(Entries with page source code)
-- Begin --

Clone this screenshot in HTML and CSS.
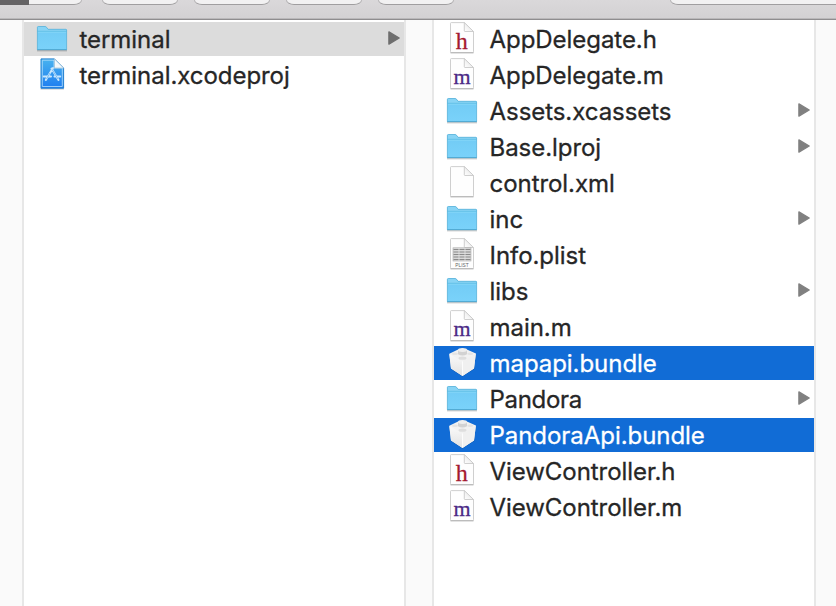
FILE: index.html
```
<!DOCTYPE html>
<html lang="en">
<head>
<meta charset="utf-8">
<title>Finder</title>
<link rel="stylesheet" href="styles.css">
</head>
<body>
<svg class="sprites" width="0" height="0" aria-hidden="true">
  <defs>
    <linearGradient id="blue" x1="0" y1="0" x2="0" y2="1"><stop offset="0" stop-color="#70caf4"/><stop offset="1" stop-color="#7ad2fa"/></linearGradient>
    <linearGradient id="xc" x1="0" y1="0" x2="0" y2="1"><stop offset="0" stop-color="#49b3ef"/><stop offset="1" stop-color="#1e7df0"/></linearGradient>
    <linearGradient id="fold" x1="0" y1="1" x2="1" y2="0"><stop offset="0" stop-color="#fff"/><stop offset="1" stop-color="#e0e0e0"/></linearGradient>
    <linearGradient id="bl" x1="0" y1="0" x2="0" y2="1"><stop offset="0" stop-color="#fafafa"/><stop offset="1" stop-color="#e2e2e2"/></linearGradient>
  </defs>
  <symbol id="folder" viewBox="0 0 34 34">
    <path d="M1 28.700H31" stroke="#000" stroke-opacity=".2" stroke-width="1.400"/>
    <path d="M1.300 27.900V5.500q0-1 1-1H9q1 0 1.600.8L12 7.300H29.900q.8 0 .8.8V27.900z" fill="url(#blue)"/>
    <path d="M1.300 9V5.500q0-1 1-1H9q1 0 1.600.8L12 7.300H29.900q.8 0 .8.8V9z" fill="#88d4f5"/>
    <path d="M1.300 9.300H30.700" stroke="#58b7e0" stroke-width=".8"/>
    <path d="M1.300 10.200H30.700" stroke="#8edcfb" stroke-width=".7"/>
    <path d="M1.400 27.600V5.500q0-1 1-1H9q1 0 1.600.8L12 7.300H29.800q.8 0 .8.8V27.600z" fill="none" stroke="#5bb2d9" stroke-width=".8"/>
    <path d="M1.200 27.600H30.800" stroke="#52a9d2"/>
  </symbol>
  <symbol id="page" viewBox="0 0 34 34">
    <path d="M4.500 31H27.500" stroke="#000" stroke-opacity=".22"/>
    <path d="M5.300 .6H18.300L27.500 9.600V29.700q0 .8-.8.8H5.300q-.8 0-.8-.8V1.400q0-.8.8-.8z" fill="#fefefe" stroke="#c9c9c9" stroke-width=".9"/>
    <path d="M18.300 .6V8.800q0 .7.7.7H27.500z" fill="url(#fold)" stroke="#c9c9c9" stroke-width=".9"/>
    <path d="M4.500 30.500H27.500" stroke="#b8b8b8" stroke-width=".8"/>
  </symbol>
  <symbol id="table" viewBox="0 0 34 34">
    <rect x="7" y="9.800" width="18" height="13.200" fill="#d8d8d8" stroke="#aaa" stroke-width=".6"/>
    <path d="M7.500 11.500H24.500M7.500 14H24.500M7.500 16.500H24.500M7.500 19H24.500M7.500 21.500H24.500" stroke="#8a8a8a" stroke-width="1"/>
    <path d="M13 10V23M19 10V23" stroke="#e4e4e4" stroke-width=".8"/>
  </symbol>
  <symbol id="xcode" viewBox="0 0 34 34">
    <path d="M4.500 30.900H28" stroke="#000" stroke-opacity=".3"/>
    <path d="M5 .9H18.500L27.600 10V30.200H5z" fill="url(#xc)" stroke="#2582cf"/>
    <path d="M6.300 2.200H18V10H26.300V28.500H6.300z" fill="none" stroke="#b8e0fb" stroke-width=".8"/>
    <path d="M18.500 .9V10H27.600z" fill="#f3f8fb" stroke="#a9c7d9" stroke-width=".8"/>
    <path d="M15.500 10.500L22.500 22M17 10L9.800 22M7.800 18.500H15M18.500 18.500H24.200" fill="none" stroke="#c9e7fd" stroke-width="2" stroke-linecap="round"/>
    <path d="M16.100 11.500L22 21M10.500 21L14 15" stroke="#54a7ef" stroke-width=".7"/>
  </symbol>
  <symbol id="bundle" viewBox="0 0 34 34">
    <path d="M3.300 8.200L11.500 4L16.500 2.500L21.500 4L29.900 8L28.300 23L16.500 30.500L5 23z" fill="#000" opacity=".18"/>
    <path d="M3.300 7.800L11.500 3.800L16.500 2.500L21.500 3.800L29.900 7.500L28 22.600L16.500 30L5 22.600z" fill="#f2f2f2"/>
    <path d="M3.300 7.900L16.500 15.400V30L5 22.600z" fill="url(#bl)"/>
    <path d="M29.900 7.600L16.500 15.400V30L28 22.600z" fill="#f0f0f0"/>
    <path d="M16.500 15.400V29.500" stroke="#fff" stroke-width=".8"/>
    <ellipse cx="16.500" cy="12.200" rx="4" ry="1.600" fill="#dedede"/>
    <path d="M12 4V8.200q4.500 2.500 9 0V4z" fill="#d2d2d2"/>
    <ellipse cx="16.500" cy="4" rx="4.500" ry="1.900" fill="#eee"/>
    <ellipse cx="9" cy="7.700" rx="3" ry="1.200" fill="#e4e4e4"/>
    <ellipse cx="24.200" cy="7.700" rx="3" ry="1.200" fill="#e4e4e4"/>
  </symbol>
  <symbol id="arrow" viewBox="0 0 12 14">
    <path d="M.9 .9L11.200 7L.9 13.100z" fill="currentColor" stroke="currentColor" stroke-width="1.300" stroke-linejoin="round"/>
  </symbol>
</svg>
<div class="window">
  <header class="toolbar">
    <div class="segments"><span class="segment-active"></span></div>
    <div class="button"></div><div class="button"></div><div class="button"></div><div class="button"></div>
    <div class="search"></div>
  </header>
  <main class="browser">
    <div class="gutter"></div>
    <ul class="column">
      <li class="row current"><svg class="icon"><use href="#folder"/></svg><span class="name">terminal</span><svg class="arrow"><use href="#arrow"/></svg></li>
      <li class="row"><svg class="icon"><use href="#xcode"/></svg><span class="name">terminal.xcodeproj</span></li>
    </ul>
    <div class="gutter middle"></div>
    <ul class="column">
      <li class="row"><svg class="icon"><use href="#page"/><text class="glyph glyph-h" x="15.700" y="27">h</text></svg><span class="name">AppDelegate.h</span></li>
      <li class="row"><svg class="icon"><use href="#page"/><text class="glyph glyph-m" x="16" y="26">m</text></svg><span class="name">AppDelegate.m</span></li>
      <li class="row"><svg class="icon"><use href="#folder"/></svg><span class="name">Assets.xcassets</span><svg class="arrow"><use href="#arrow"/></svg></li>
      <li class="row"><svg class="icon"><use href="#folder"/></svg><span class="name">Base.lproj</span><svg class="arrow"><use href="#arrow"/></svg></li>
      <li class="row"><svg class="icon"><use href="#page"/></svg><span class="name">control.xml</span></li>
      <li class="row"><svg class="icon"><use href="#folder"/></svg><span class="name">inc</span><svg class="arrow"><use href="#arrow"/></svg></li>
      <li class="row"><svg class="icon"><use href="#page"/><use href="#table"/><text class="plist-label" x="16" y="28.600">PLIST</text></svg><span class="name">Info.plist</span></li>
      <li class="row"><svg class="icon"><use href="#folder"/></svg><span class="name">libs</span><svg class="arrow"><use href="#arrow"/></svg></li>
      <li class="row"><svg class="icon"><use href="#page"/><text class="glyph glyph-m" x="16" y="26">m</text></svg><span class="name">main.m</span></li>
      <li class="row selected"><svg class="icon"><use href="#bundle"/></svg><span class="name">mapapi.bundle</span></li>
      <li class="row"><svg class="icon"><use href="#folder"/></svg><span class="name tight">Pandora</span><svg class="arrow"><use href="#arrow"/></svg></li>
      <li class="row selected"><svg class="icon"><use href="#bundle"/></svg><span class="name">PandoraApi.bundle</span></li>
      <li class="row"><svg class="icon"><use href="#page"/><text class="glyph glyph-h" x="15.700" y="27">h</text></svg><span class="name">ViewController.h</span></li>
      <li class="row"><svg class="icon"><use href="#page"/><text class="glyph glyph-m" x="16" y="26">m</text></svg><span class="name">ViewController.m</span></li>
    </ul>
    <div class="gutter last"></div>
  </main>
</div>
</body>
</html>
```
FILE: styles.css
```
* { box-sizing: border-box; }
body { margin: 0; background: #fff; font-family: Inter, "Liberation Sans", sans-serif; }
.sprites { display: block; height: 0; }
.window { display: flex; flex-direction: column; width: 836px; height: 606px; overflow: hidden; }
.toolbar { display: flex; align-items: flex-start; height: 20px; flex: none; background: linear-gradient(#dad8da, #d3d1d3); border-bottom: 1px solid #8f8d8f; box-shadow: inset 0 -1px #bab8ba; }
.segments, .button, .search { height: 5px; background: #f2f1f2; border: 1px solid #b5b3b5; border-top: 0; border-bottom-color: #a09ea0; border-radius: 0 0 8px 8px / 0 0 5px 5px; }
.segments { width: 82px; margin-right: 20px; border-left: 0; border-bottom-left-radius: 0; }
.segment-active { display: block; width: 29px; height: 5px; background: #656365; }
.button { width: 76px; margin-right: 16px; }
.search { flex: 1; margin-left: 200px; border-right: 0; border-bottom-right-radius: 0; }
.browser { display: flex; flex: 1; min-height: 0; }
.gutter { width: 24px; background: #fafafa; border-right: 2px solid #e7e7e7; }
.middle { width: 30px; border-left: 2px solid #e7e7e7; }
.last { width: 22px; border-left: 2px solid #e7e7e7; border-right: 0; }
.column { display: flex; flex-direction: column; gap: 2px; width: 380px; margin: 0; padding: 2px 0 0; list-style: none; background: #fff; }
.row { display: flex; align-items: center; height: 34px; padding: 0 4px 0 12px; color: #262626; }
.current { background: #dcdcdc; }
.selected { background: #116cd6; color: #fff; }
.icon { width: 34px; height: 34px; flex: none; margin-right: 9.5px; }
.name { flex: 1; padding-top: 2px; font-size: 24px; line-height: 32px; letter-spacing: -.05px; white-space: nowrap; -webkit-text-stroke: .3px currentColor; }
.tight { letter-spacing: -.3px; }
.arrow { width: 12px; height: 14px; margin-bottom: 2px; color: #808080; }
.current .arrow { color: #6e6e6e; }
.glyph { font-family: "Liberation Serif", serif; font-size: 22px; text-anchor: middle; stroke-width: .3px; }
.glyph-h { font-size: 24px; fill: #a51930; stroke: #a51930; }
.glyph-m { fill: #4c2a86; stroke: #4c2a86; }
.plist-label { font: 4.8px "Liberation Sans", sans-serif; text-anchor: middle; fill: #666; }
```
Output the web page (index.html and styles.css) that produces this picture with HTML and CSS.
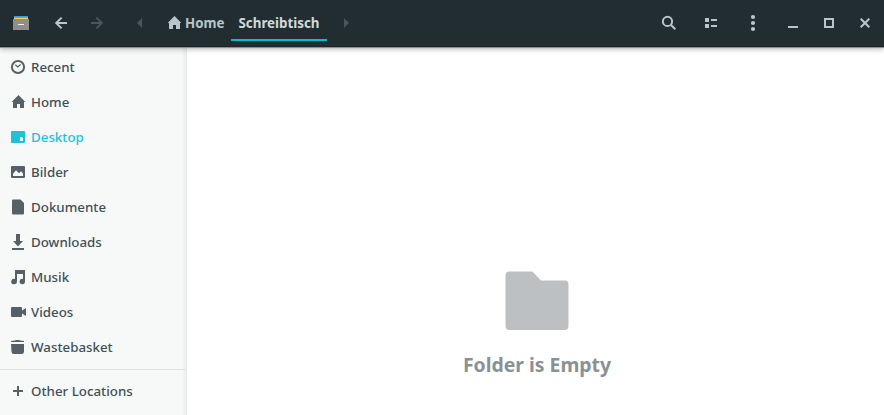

-- End --

__Goal of the exercise__
All lines holding the word "index" should be picked out and copied.

__Written response__
FILE: index.html
Output the web page (index.html and styles.css) that produces this picture with HTML and CSS.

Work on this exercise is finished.